Carl Ezekiel Ross, U.S. Attorney’s Office for the District of Columbia, Washington, DC, for Defendants.

MEMORANDUM OPINION

EMMET G. SULLIVAN, District Judge.

Pending before the Court in this Freedom of Information Act case is defendants’ motion for partial summary judgment. Upon consideration of the motion, the response and reply thereto, the applicable law, the entire record, and for the reasons set forth below, the defendants’ motion for partial summary judgment is hereby GRANTED.

I. BACKGROUND

A. The Initial FOIA Request and Complaint

Plaintiff describes himself as the Director of the Washington D.C. Office of Citizens Against UFO Secrecy who “gathers, researches, and publishes documents and information and analysis concerning Unidentified Flying Objects.” Compl. ¶ 4. In addition, plaintiff is a columnist for the monthly periodical UFO Magazine. Compl. ¶ 4. In August of 2008 the plaintiff sent the Central Intelligence Agency (“CIA”) a request for information under the Freedom of Information Act (“FOIA”). In particular, plaintiff requested “CIA-received and CIA-generated records as pertain to ... cases of airborne UFO encounters reportedly occurring since Nov. 17, 1986.” Compl. Ex. A. Plaintiff also specifically requested information relating to “a 1987 special meeting at FAA headquarters in Washington D.C. to discuss and evaluate certain official evidence of the intrusive UFO encounter experienced on Nov. 17, 1986 by the Japanese flight crew (No. 1628) of a 747 cargo jet.” Compl. Ex. A. In the same request, he asked to be granted status as a representative of the news media and thereby be exempt from certain *92fees typically charged for a FOIA request. Compl. Ex. A.

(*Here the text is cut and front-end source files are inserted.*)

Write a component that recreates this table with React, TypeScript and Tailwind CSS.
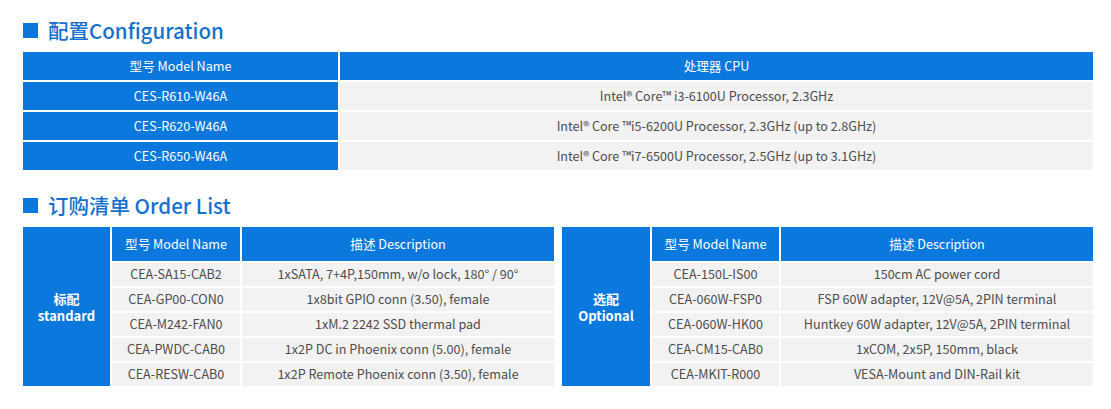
import React from "react";

const font = { fontFamily: '"Noto Sans CJK SC", "Noto Sans", sans-serif' };

const cpuRows = [
  ["CES-R610-W46A", "Intel® Core™ i3-6100U Processor, 2.3GHz"],
  ["CES-R620-W46A", "Intel® Core ™i5-6200U Processor, 2.3GHz (up to 2.8GHz)"],
  ["CES-R650-W46A", "Intel® Core ™i7-6500U Processor, 2.5GHz (up to 3.1GHz)"],
];

const standard = [
  ["CEA-SA15-CAB2", "1xSATA, 7+4P,150mm, w/o lock, 180° / 90°"],
  ["CEA-GP00-CON0", "1x8bit GPIO conn (3.50), female"],
  ["CEA-M242-FAN0", "1xM.2 2242 SSD thermal pad"],
  ["CEA-PWDC-CAB0", "1x2P DC in Phoenix conn (5.00), female"],
  ["CEA-RESW-CAB0", "1x2P Remote Phoenix conn (3.50), female"],
];

const optional = [
  ["CEA-150L-IS00", "150cm AC power cord"],
  ["CEA-060W-FSP0", "FSP 60W adapter, 12V@5A, 2PIN terminal"],
  ["CEA-060W-HK00", "Huntkey 60W adapter, 12V@5A, 2PIN terminal"],
  ["CEA-CM15-CAB0", "1xCOM, 2x5P, 150mm, black"],
  ["CEA-MKIT-R000", "VESA-Mount and DIN-Rail kit"],
];

function Heading({ children }: { children: React.ReactNode }) {
  return (
    <h2 className="flex items-center gap-[10px] h-6 text-[20.5px] leading-6 font-medium text-[#1370cc]">
      <span className="w-[15px] h-[15px] bg-[#0a78dc]" />
      {children}
    </h2>
  );
}

function OrderTable({ zh, en, rows, labelW }: { zh: string; en: string; rows: string[][]; labelW: string }) {
  return (
    <div className={`grid ${labelW} grid-rows-[34px_repeat(5,23px)] gap-[2px] flex-1`}>
      <div className="row-span-6 bg-[#0a78dc] text-white font-bold text-[13px] leading-[17px] flex flex-col items-center justify-center">
        <span>{zh}</span>
        <span>{en}</span>
      </div>
      <div className="bg-[#0a78dc] text-white text-[12.6px] flex items-center justify-center">型号 Model Name</div>
      <div className="bg-[#0a78dc] text-white text-[12.6px] flex items-center justify-center">描述 Description</div>
      {rows.map(([m, d]) => (
        <React.Fragment key={m}>
          <div className="bg-[#f2f2f2] text-[#4d4d4d] text-[12.6px] flex items-center justify-center">{m}</div>
          <div className="bg-[#f2f2f2] text-[#4d4d4d] text-[12.6px] flex items-center justify-center">{d}</div>
        </React.Fragment>
      ))}
    </div>
  );
}

export default function App() {
  return (
    <div className="w-[1111px] h-[409px] bg-white pl-[23px] pr-[18px] pt-[18px]" style={font}>
      <Heading>配置Configuration</Heading>

      <div className="mt-[10px] grid grid-cols-[315px_1fr] grid-rows-[28px_repeat(3,28px)] gap-[2px]">
        <div className="bg-[#0a78dc] text-white text-[12.6px] flex items-center justify-center">型号 Model Name</div>
        <div className="bg-[#0a78dc] text-white text-[12.6px] flex items-center justify-center">处理器 CPU</div>
        {cpuRows.map(([m, c]) => (
          <React.Fragment key={m}>
            <div className="bg-[#0a78dc] text-white text-[12.6px] flex items-center justify-center">{m}</div>
            <div className="bg-[#f2f2f2] text-[#4d4d4d] text-[12.6px] flex items-center justify-center">{c}</div>
          </React.Fragment>
        ))}
      </div>

      <div className="mt-[23px]">
        <Heading>订购清单 Order List</Heading>
      </div>

      <div className="mt-[10px] flex gap-[8px]">
        <OrderTable zh="标配" en="standard" rows={standard} labelW="grid-cols-[87px_128px_1fr]" />
        <OrderTable zh="选配" en="Optional" rows={optional} labelW="grid-cols-[88px_127px_1fr]" />
      </div>
    </div>
  );
}
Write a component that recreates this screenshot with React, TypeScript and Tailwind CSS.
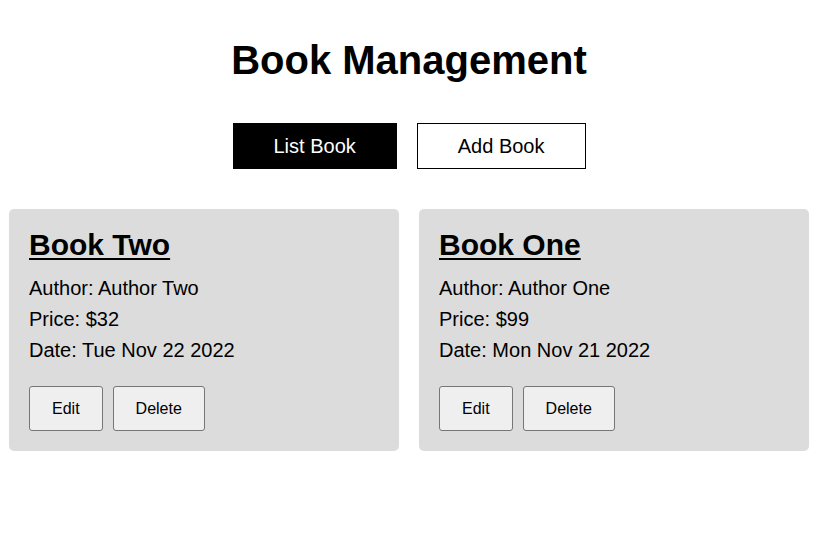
type Book = {
  id: number;
  title: string;
  author: string;
  price: number;
  date: string;
};

const BOOKS: Book[] = [
  { id: 2, title: "Book Two", author: "Author Two", price: 32, date: "Tue Nov 22 2022" },
  { id: 1, title: "Book One", author: "Author One", price: 99, date: "Mon Nov 21 2022" },
];

function BookCard({ book }: { book: Book }) {
  return (
    <div className="rounded-[5px] bg-[#dcdcdc] p-5">
      <h2 className="text-[30px] font-bold leading-[32px] underline decoration-2 underline-offset-[3px]">
        {book.title}
      </h2>
      <div className="mt-[12px] text-[20px] leading-[31px]">
        <p>Author: {book.author}</p>
        <p>Price: ${book.price}</p>
        <p>Date: {book.date}</p>
      </div>
      <div className="mt-[20px] flex gap-[10px]">
        <button className="h-[45px] rounded-[3px] border border-[#767676] bg-[#efefef] px-[22px] text-[16px] leading-[18px]">
          Edit
        </button>
        <button className="h-[45px] rounded-[3px] border border-[#767676] bg-[#efefef] px-[22px] text-[16px] leading-[18px]">
          Delete
        </button>
      </div>
    </div>
  );
}

export default function App() {
  return (
    <div className="min-h-screen bg-white text-black" style={{ fontFamily: '"Liberation Sans", Arial, sans-serif' }}>
      <div className="w-[818px] pt-10">
        <h1 className="text-center text-[40px] font-bold leading-10">Book Management</h1>

        <div className="mt-[43px] flex justify-center gap-5">
          <button className="border border-black bg-black px-10 py-[10px] text-[20px] leading-[24px] text-white">
            List Book
          </button>
          <button className="border border-black bg-white px-10 py-[10px] text-[20px] leading-[24px]">
            Add Book
          </button>
        </div>

        <div className="mx-auto mt-[40px] grid w-[800px] grid-cols-2 gap-5">
          {BOOKS.map((book) => (
            <BookCard key={book.id} book={book} />
          ))}
        </div>
      </div>
    </div>
  );
}
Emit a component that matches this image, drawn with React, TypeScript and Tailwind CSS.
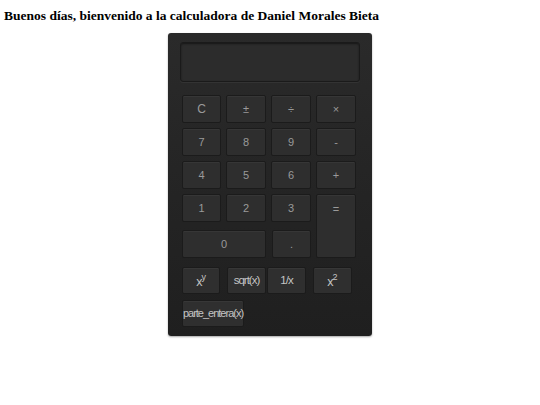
import React from "react";

const key =
  "flex items-center justify-center rounded-[2px] bg-[#2e2e2e] border border-[#1b1b1b] shadow-[inset_0_1px_0_#363636] text-[11px] text-[#9a9a9a]";
const sci =
  "flex items-center justify-center rounded-[2px] bg-[#2f2f2f] border border-[#1b1b1b] shadow-[inset_0_1px_0_#373737] h-[27px] text-[11.5px] tracking-[-1px] text-[#c4c4c4]";

export default function App() {
  return (
    <div className="w-[540px] h-[405px] bg-white" style={{ fontFamily: '"Liberation Sans", Arial, sans-serif' }}>
      <h1
        className="pl-[4px] pt-[8px] text-[13.5px] font-bold text-black leading-[16px]"
        style={{ fontFamily: '"Liberation Serif", "Times New Roman", serif' }}
      >
        Buenos días, bienvenido a la calculadora de Daniel Morales Bieta
      </h1>
      <div className="mx-auto mt-[9px] w-[204px] rounded-[3px] bg-gradient-to-b from-[#2a2a2a] to-[#1f1f1f] shadow-[0_1px_2px_rgba(0,0,0,0.35)] pt-[9px] pb-[9px]">
        <div className="ml-[12px] w-[180px] h-[40px] rounded-[3px] bg-[#2c2c2c] border border-[#1a1a1a] shadow-[inset_0_1px_2px_rgba(0,0,0,0.5),0_1px_0_#333]" />
        <div className="ml-[14px] mt-[13px] grid grid-cols-[39px_40px_40px_40px] grid-rows-[28px_28px_28px_28px_31px] gap-x-[5px] gap-y-[5px]">
          <div className={key + " text-[12px]"}>C</div>
          <div className={key}>±</div>
          <div className={key}>÷</div>
          <div className={key}>×</div>
          <div className={key}>7</div>
          <div className={key}>8</div>
          <div className={key}>9</div>
          <div className={key}>-</div>
          <div className={key}>4</div>
          <div className={key}>5</div>
          <div className={key}>6</div>
          <div className={key}>+</div>
          <div className={key}>1</div>
          <div className={key}>2</div>
          <div className={key}>3</div>
          <div className={key.replace("items-center", "items-start") + " row-span-2 pt-[6px]"}>=</div>
          <div className={key + " col-span-2 self-end h-[28px]"}>0</div>
          <div className={key + " self-end h-[28px] ml-[1px]"}>.</div>
        </div>
        <div className="ml-[14px] mt-[9px] flex">
          <div className={sci + " w-[38px] pt-[3px] text-[12.5px]"}>
            x<sup className="text-[9px] tracking-normal -top-[5px]">y</sup>
          </div>
          <div className={sci + " w-[39px] ml-[7px]"}>sqrt(x)</div>
          <div className={sci + " w-[39px] ml-[1px]"}>1/x</div>
          <div className={sci + " w-[39px] ml-[7px] pt-[3px] text-[12.5px]"}>
            x<sup className="text-[9px] tracking-normal -top-[5px]">2</sup>
          </div>
        </div>
        <div className="ml-[14px] mt-[6px] flex">
          <div className={sci + " w-[62px] text-[11px] tracking-[-0.8px] whitespace-nowrap"}>parte_entera(x)</div>
        </div>
      </div>
    </div>
  );
}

In their response to plaintiffs FOIA request, the CIA offered to provide the plaintiff with 2,779 pages of materials at the cost of $267.90, describing the materials as records already located in response to “numerous previous request[s]” for information regarding UFOs. Compl. Ex. B. Plaintiff’s request for a fee waiver was denied on the grounds that “the information [plaintiff] seek[s] is already in the public domain and its re-release would not likely contribute significantly to public understanding of the operations and activities of the United States Government.” Compl. Ex. B. Plaintiff appealed the agency’s decision, including the denial of the request for a fee waiver. Compl. Ex. C. The CIA again denied the request for a fee waiver. Compl. Ex. D. In their letter denying the appeal, the CIA also explained that plaintiff would be charged the $267.90 irrespective of whether he was placed in the news media fee category.1 Compl. Ex. D.

Plaintiff brought this action on May 20, 2009. The first count2 of the Complaint alleges that defendants “did not use the level of diligence and good faith” in responding to his request and that defendants “conducted no search to respond to Plaintiffs FOIA Request.” Compl. ¶ 12. The second count alleges that, as a representative of the news media, he is entitled to a waiver of all fees except photocopying fees associated with his FOIA request. Compl. ¶ 17. Plaintiff further contends that defendants used an improperly narrow definition of “news media representative status” when they refused to grant him such status. Compl. ¶ 19. Plaintiff seeks a declaration that he was improperly denied news media representative status, an order that the defendants grant him such status, and damages including attorneys fees. Compl. ¶ 6.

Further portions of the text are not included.